- **Problem description**:
Your task is to print all of the data word for word.
+---+
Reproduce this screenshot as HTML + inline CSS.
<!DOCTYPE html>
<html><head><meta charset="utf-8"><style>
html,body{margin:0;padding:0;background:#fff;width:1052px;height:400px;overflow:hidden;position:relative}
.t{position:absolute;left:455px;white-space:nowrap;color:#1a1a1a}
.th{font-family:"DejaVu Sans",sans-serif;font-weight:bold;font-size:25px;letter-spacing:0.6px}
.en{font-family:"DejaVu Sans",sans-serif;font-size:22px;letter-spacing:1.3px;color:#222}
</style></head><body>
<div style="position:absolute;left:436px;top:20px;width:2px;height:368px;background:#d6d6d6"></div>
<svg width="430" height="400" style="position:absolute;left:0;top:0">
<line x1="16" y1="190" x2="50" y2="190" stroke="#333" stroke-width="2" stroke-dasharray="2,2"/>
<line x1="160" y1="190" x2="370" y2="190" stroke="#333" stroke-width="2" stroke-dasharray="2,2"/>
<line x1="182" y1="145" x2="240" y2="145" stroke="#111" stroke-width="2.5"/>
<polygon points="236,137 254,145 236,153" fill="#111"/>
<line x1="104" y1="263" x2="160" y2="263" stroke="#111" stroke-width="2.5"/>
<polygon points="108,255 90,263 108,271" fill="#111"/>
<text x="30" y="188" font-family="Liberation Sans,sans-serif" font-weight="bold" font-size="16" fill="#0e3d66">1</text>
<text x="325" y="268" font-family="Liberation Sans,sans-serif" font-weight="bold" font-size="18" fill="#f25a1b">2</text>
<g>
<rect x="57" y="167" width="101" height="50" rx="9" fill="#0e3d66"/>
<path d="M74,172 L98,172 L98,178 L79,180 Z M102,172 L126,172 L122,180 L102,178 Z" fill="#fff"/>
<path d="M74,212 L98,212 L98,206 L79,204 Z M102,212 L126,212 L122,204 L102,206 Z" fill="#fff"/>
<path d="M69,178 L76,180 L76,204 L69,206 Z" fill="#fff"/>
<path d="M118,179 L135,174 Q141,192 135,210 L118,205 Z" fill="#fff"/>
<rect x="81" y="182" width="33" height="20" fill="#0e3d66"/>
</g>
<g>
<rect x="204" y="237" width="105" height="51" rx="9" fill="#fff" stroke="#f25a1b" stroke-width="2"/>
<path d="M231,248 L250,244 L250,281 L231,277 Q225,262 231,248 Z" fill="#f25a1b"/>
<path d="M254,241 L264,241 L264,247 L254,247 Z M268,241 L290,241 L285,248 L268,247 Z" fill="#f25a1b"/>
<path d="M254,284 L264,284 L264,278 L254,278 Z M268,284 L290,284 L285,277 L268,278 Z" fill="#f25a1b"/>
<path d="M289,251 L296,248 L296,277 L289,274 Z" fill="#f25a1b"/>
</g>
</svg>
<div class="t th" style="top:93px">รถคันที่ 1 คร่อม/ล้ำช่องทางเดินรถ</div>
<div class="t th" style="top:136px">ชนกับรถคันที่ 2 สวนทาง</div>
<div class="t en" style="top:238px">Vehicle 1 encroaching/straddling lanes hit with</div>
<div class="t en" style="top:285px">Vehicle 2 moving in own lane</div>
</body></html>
+---+
- **The reply**:
Reproduce this screenshot as HTML + inline CSS.
<!DOCTYPE html>
<html><head><meta charset="utf-8"><style>
html,body{margin:0;padding:0;background:#fff;width:1052px;height:400px;overflow:hidden;position:relative}
.t{position:absolute;left:455px;white-space:nowrap;color:#1a1a1a}
.th{font-family:"DejaVu Sans",sans-serif;font-weight:bold;font-size:25px;letter-spacing:0.6px}
.en{font-family:"DejaVu Sans",sans-serif;font-size:22px;letter-spacing:1.3px;color:#222}
</style></head><body>
<div style="position:absolute;left:436px;top:20px;width:2px;height:368px;background:#d6d6d6"></div>
<svg width="430" height="400" style="position:absolute;left:0;top:0">
<line x1="16" y1="190" x2="50" y2="190" stroke="#333" stroke-width="2" stroke-dasharray="2,2"/>
<line x1="160" y1="190" x2="370" y2="190" stroke="#333" stroke-width="2" stroke-dasharray="2,2"/>
<line x1="182" y1="145" x2="240" y2="145" stroke="#111" stroke-width="2.5"/>
<polygon points="236,137 254,145 236,153" fill="#111"/>
<line x1="104" y1="263" x2="160" y2="263" stroke="#111" stroke-width="2.5"/>
<polygon points="108,255 90,263 108,271" fill="#111"/>
<text x="30" y="188" font-family="Liberation Sans,sans-serif" font-weight="bold" font-size="16" fill="#0e3d66">1</text>
<text x="325" y="268" font-family="Liberation Sans,sans-serif" font-weight="bold" font-size="18" fill="#f25a1b">2</text>
<g>
<rect x="57" y="167" width="101" height="50" rx="9" fill="#0e3d66"/>
<path d="M74,172 L98,172 L98,178 L79,180 Z M102,172 L126,172 L122,180 L102,178 Z" fill="#fff"/>
<path d="M74,212 L98,212 L98,206 L79,204 Z M102,212 L126,212 L122,204 L102,206 Z" fill="#fff"/>
<path d="M69,178 L76,180 L76,204 L69,206 Z" fill="#fff"/>
<path d="M118,179 L135,174 Q141,192 135,210 L118,205 Z" fill="#fff"/>
<rect x="81" y="182" width="33" height="20" fill="#0e3d66"/>
</g>
<g>
<rect x="204" y="237" width="105" height="51" rx="9" fill="#fff" stroke="#f25a1b" stroke-width="2"/>
<path d="M231,248 L250,244 L250,281 L231,277 Q225,262 231,248 Z" fill="#f25a1b"/>
<path d="M254,241 L264,241 L264,247 L254,247 Z M268,241 L290,241 L285,248 L268,247 Z" fill="#f25a1b"/>
<path d="M254,284 L264,284 L264,278 L254,278 Z M268,284 L290,284 L285,277 L268,278 Z" fill="#f25a1b"/>
<path d="M289,251 L296,248 L296,277 L289,274 Z" fill="#f25a1b"/>
</g>
</svg>
<div class="t th" style="top:93px">รถคันที่ 1 คร่อม/ล้ำช่องทางเดินรถ</div>
<div class="t th" style="top:136px">ชนกับรถคันที่ 2 สวนทาง</div>
<div class="t en" style="top:238px">Vehicle 1 encroaching/straddling lanes hit with</div>
<div class="t en" style="top:285px">Vehicle 2 moving in own lane</div>
</body></html>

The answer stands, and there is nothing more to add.